____ Data segment
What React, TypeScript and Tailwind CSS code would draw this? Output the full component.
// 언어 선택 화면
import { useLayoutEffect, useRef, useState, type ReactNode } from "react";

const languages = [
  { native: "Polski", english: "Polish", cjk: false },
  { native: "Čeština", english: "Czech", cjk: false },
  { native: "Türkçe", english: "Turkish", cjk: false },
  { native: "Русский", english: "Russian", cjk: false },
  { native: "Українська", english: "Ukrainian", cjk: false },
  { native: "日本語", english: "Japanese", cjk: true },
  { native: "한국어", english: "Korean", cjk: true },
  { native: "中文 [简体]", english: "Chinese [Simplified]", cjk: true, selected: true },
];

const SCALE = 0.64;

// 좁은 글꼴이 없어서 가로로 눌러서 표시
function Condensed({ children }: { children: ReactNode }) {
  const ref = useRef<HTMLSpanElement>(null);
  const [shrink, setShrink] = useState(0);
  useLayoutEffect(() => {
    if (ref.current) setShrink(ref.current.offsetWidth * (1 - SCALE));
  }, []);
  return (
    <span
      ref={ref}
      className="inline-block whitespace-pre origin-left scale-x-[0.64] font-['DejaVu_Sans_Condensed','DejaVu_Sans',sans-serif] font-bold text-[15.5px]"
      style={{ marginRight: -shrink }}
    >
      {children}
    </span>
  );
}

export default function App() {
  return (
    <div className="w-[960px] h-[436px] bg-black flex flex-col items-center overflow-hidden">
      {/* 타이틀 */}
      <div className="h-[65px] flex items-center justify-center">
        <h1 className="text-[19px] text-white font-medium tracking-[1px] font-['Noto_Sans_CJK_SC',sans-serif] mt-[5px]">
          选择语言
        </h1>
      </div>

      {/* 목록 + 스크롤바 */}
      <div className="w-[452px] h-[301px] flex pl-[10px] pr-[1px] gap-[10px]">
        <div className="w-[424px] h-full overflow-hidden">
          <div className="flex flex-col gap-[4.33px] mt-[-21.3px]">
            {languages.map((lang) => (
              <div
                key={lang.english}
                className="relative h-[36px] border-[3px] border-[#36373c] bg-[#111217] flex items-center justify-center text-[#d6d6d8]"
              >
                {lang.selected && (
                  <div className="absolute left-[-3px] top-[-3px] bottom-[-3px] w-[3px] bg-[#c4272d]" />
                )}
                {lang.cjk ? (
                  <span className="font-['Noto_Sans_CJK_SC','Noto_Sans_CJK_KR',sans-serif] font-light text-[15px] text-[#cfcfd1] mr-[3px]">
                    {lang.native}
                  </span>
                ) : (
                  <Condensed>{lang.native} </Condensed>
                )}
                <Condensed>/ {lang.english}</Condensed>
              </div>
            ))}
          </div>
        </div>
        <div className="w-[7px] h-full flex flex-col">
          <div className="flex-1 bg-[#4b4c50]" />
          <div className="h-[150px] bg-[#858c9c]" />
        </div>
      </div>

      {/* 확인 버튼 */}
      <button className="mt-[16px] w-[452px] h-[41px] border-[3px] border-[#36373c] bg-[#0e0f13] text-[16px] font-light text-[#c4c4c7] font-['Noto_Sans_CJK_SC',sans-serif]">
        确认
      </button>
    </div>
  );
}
________
Required work: Starting at the first line of the listing, retype every line up to and including the one with "useRef, useState, type".

Solution to this task:
What React, TypeScript and Tailwind CSS code would draw this? Output the full component.
// 언어 선택 화면
import { useLayoutEffect, useRef, useState, type ReactNode } from "react";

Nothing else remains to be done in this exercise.